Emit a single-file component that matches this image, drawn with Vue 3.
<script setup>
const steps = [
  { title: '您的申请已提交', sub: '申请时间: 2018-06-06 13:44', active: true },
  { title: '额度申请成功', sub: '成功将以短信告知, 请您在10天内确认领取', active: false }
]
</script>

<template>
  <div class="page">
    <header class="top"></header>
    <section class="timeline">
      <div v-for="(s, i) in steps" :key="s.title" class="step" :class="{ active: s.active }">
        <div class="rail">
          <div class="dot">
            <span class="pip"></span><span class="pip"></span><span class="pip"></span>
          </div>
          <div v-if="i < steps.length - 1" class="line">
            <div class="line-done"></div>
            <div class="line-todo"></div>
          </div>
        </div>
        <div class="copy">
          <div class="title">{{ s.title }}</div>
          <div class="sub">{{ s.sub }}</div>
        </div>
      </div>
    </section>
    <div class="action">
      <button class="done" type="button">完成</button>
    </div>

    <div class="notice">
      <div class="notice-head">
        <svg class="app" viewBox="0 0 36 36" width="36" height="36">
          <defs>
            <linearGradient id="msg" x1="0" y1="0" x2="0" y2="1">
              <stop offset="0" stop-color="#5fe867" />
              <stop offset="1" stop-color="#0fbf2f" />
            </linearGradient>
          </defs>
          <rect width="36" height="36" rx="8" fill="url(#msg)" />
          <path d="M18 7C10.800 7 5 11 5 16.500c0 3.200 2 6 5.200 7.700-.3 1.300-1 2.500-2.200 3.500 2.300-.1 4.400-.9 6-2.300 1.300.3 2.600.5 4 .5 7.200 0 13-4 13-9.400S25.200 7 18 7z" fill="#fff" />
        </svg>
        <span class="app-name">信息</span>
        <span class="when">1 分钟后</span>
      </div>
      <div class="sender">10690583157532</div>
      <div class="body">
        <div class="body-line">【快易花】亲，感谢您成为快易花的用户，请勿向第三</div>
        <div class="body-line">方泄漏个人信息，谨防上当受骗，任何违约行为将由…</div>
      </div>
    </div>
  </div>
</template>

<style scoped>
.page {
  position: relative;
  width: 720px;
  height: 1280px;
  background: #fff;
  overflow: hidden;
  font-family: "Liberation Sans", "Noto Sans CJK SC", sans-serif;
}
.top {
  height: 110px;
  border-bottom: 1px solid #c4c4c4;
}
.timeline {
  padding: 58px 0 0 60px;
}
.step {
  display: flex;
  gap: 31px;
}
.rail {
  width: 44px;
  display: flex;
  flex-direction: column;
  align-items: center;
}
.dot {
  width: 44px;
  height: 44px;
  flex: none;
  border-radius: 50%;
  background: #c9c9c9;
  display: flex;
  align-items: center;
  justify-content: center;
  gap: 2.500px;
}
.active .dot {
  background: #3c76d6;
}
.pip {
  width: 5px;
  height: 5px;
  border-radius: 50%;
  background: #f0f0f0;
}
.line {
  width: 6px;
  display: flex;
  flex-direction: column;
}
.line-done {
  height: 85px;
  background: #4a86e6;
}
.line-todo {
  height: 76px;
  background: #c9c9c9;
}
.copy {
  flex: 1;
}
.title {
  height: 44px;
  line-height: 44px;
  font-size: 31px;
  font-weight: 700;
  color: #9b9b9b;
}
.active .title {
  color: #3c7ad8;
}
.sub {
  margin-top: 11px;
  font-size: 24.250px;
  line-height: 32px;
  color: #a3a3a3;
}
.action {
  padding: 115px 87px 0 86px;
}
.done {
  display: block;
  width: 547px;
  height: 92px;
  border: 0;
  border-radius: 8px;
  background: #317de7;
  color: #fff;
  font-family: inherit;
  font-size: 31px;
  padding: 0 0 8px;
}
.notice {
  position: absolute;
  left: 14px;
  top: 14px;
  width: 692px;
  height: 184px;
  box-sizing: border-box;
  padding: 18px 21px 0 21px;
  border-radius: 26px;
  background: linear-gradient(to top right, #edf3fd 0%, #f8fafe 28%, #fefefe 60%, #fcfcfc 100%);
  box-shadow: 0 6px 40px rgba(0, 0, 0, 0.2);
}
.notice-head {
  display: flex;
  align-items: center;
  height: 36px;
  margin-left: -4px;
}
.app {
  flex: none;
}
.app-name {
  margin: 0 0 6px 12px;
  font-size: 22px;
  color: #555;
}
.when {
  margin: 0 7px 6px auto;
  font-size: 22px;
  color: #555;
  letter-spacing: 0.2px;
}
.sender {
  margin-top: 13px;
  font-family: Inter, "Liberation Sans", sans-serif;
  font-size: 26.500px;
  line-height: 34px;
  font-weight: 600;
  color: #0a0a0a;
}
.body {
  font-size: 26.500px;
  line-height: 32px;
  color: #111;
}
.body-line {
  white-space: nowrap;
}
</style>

*Required task*: Reproduce the material exactly, with every line intact.

*Correct output*:
Emit a single-file component that matches this image, drawn with Vue 3.
<script setup>
const steps = [
  { title: '您的申请已提交', sub: '申请时间: 2018-06-06 13:44', active: true },
  { title: '额度申请成功', sub: '成功将以短信告知, 请您在10天内确认领取', active: false }
]
</script>

<template>
  <div class="page">
    <header class="top"></header>
    <section class="timeline">
      <div v-for="(s, i) in steps" :key="s.title" class="step" :class="{ active: s.active }">
        <div class="rail">
          <div class="dot">
            <span class="pip"></span><span class="pip"></span><span class="pip"></span>
          </div>
          <div v-if="i < steps.length - 1" class="line">
            <div class="line-done"></div>
            <div class="line-todo"></div>
          </div>
        </div>
        <div class="copy">
          <div class="title">{{ s.title }}</div>
          <div class="sub">{{ s.sub }}</div>
        </div>
      </div>
    </section>
    <div class="action">
      <button class="done" type="button">完成</button>
    </div>

    <div class="notice">
      <div class="notice-head">
        <svg class="app" viewBox="0 0 36 36" width="36" height="36">
          <defs>
            <linearGradient id="msg" x1="0" y1="0" x2="0" y2="1">
              <stop offset="0" stop-color="#5fe867" />
              <stop offset="1" stop-color="#0fbf2f" />
            </linearGradient>
          </defs>
          <rect width="36" height="36" rx="8" fill="url(#msg)" />
          <path d="M18 7C10.800 7 5 11 5 16.500c0 3.200 2 6 5.200 7.700-.3 1.300-1 2.500-2.200 3.500 2.300-.1 4.400-.9 6-2.300 1.300.3 2.600.5 4 .5 7.200 0 13-4 13-9.400S25.200 7 18 7z" fill="#fff" />
        </svg>
        <span class="app-name">信息</span>
        <span class="when">1 分钟后</span>
      </div>
      <div class="sender">10690583157532</div>
      <div class="body">
        <div class="body-line">【快易花】亲，感谢您成为快易花的用户，请勿向第三</div>
        <div class="body-line">方泄漏个人信息，谨防上当受骗，任何违约行为将由…</div>
      </div>
    </div>
  </div>
</template>

<style scoped>
.page {
  position: relative;
  width: 720px;
  height: 1280px;
  background: #fff;
  overflow: hidden;
  font-family: "Liberation Sans", "Noto Sans CJK SC", sans-serif;
}
.top {
  height: 110px;
  border-bottom: 1px solid #c4c4c4;
}
.timeline {
  padding: 58px 0 0 60px;
}
.step {
  display: flex;
  gap: 31px;
}
.rail {
  width: 44px;
  display: flex;
  flex-direction: column;
  align-items: center;
}
.dot {
  width: 44px;
  height: 44px;
  flex: none;
  border-radius: 50%;
  background: #c9c9c9;
  display: flex;
  align-items: center;
  justify-content: center;
  gap: 2.500px;
}
.active .dot {
  background: #3c76d6;
}
.pip {
  width: 5px;
  height: 5px;
  border-radius: 50%;
  background: #f0f0f0;
}
.line {
  width: 6px;
  display: flex;
  flex-direction: column;
}
.line-done {
  height: 85px;
  background: #4a86e6;
}
.line-todo {
  height: 76px;
  background: #c9c9c9;
}
.copy {
  flex: 1;
}
.title {
  height: 44px;
  line-height: 44px;
  font-size: 31px;
  font-weight: 700;
  color: #9b9b9b;
}
.active .title {
  color: #3c7ad8;
}
.sub {
  margin-top: 11px;
  font-size: 24.250px;
  line-height: 32px;
  color: #a3a3a3;
}
.action {
  padding: 115px 87px 0 86px;
}
.done {
  display: block;
  width: 547px;
  height: 92px;
  border: 0;
  border-radius: 8px;
  background: #317de7;
  color: #fff;
  font-family: inherit;
  font-size: 31px;
  padding: 0 0 8px;
}
.notice {
  position: absolute;
  left: 14px;
  top: 14px;
  width: 692px;
  height: 184px;
  box-sizing: border-box;
  padding: 18px 21px 0 21px;
  border-radius: 26px;
  background: linear-gradient(to top right, #edf3fd 0%, #f8fafe 28%, #fefefe 60%, #fcfcfc 100%);
  box-shadow: 0 6px 40px rgba(0, 0, 0, 0.2);
}
.notice-head {
  display: flex;
  align-items: center;
  height: 36px;
  margin-left: -4px;
}
.app {
  flex: none;
}
.app-name {
  margin: 0 0 6px 12px;
  font-size: 22px;
  color: #555;
}
.when {
  margin: 0 7px 6px auto;
  font-size: 22px;
  color: #555;
  letter-spacing: 0.2px;
}
.sender {
  margin-top: 13px;
  font-family: Inter, "Liberation Sans", sans-serif;
  font-size: 26.500px;
  line-height: 34px;
  font-weight: 600;
  color: #0a0a0a;
}
.body {
  font-size: 26.500px;
  line-height: 32px;
  color: #111;
}
.body-line {
  white-space: nowrap;
}
</style>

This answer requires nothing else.